Articoli

DIRITTO DI FAMIGLIA: L’ASSEGNAZIONE DELLA CASA FAMILIARE DEVE TUTELARE LA PROLE

Con l’ordinanza n. 13138/2025, la Corte di Cassazione torna a chiarire la natura e i limiti dell’istituto dell’assegnazione della casa familiare, ribadendo un principio ormai consolidato: l’assegnazione dell’abitazione ex coniugale è misura esclusivamente funzionale all’interesse dei figli minorenni e non può essere utilizzata quale forma indiretta di sostegno patrimoniale per uno dei genitori.

L’attribuzione del godimento della casa familiare non risponde a esigenze economiche o compensative, bensì mira a preservare la continuità dell’ambiente di vita del minore, inteso come luogo di relazioni affettive, abitudini e stabilità.

Secondo la Suprema Corte, infatti, il domicilio del figlio costituisce "la proiezione spaziale della sua identità" e deve essere tutelato finché resta attuale e significativo nella vita del minore. Ne consegue che ogni valutazione sull’assegnazione deve prescindere da interessi meramente patrimoniali dei genitori, salvo che non vi sia un diretto riflesso sul benessere del figlio.

Nel caso di specie, la Corte d’Appello aveva escluso l’assegnazione della casa familiare alla madre, ritenendo che la figlia, da oltre quattro anni, vivesse stabilmente in un’altra abitazione e che il legame con l’ex casa coniugale fosse venuto meno. Il ricorrente contestava tale decisione, invocando una violazione di legge e sostenendo che la Corte non avesse tenuto conto della volontà della minore di fare ritorno nella casa dove era cresciuta.

La Cassazione ha rigettato il ricorso, ritenendolo inammissibile. La decisione della Corte d’appello si fondava su una valutazione in fatto coerente e motivata, non sindacabile in sede di legittimità.

I giudici di merito avevano correttamente accertato che: i) la minore aveva ormai costruito una nuova routine familiare in un diverso contesto abitativo; ii) Il legame con l’abitazione originaria si era affievolito, essendo trascorsi oltre quattro anni dall’allontanamento; iii) Le dichiarazioni del padre stesso confermavano il radicamento della figlia nel nuovo ambiente.

Di conseguenza, non era più possibile parlare di uno “stabile legame” con l’ex casa familiare, presupposto imprescindibile per giustificare l’assegnazione dell’immobile al genitore collocatario.

Non esiste un diritto automatico all’assegnazione della casa familiare: va sempre verificata l’attualità del legame tra il minore e l’abitazione.

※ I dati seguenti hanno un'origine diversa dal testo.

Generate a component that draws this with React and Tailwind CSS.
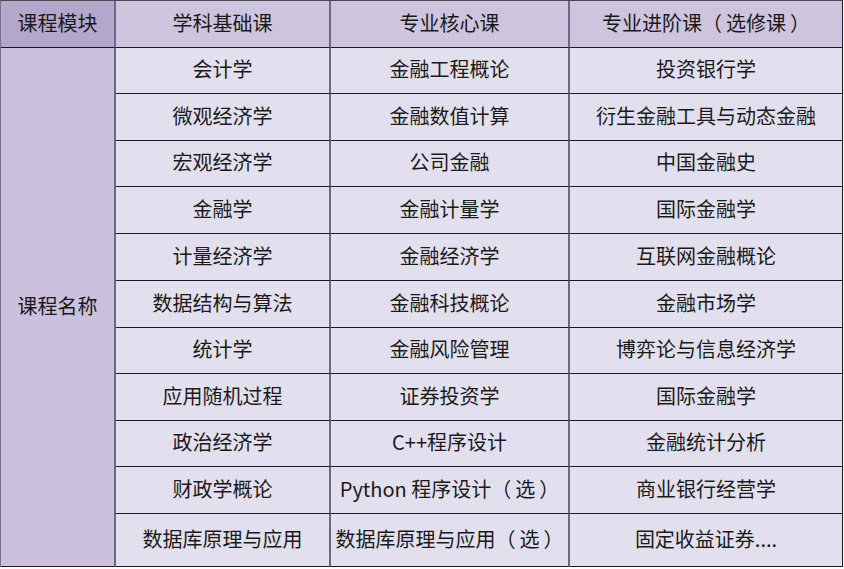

Questa pronuncia rafforza l’indirizzo secondo cui la casa familiare segue il minore e non può essere strumentalizzata per bilanciare assetti economici tra gli ex coniugi. La centralità dell’interesse del figlio rimane il criterio guida, anche laddove tale interesse porti a concludere che la casa di un tempo non è più la sua casa.